Klára Hosnedlová, Untitled (from the series GROWTH), 2024, Installation view,
Photo: Aïcha Revellat.

Hosnedlová's interest in manufacturing processes is also evident in the final room of the exhibition. Here, felted structures grow far above the heads of the visitors, 'to infinity,' as the title of the series implies. The combed cotton and linen yarns were produced in the last operational linen factory in Check Republic, where Hosnédlova was born. The remnants of Stalin's forced industrialization, the breakdown of the Sowjet Union and the transition to capitalism, testifies to a different kind of non-linear growth, one in which the predetermined order and structured workflows break down and merge into an uncontrollable felt.

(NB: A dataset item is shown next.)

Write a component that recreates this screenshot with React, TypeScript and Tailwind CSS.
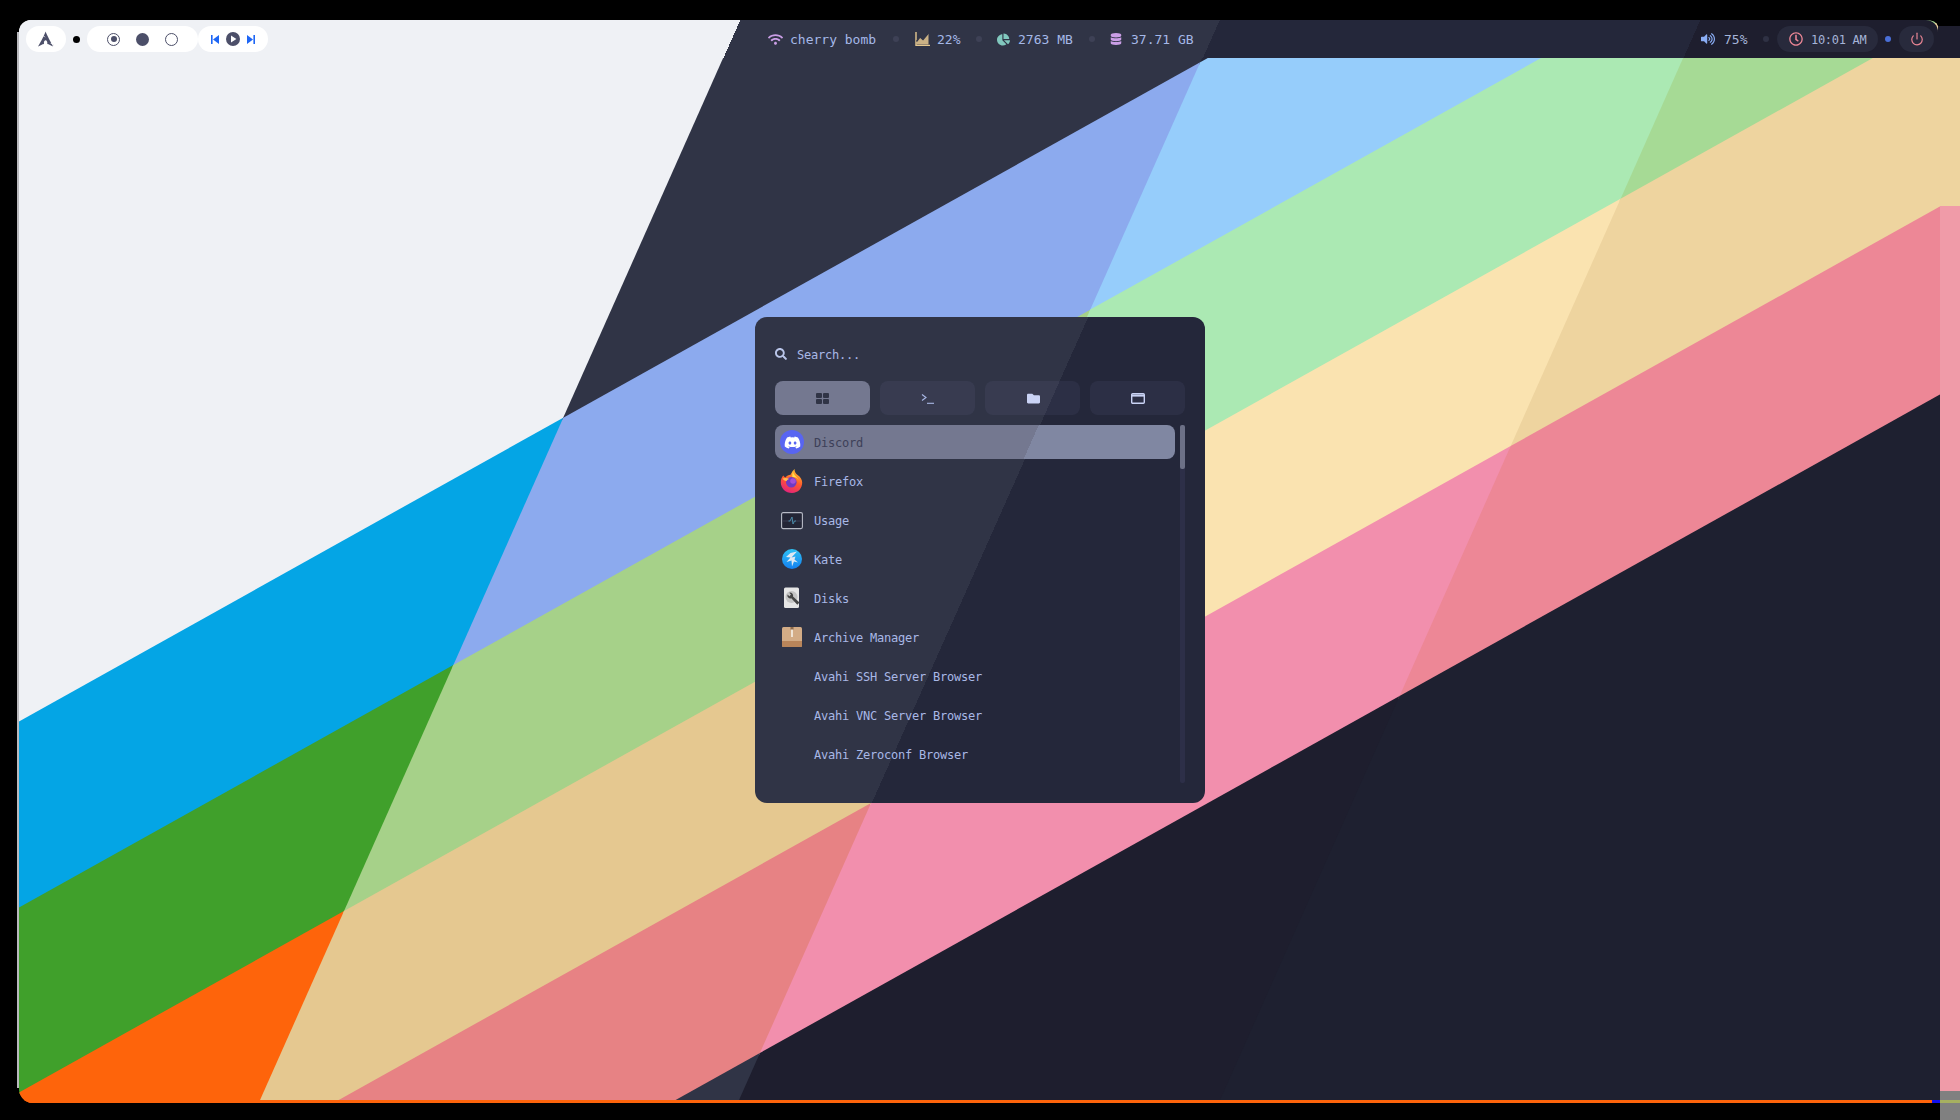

Hair in braids, net-like clothes, embroideries, linen strings– these different types of threads weave together the works in the exhibition and connect them to previous works by the artist like a series of embroidery portraits of hair in the process of being braided, mounted on ceramic frames (Ponytail Parlour, 2018). Thread and hair are also representative of the interconnectedness of the human body with craftsmanship. Artists like Louise Bourgeois, Kiki Smith, and Mona Hatoum, to name just a few, play with human hair and its manifold connotations ranging from surreal, eerie, to intimate and erotic in their work. In Hosnedlová's practice, hair is an expression of care: intricately braided, it testifies to interpersonal relationships and care, thus forming a counterpoint to the matted, overgrown formations. These appear more as if they have grown in the absence of human zeal to style their environment.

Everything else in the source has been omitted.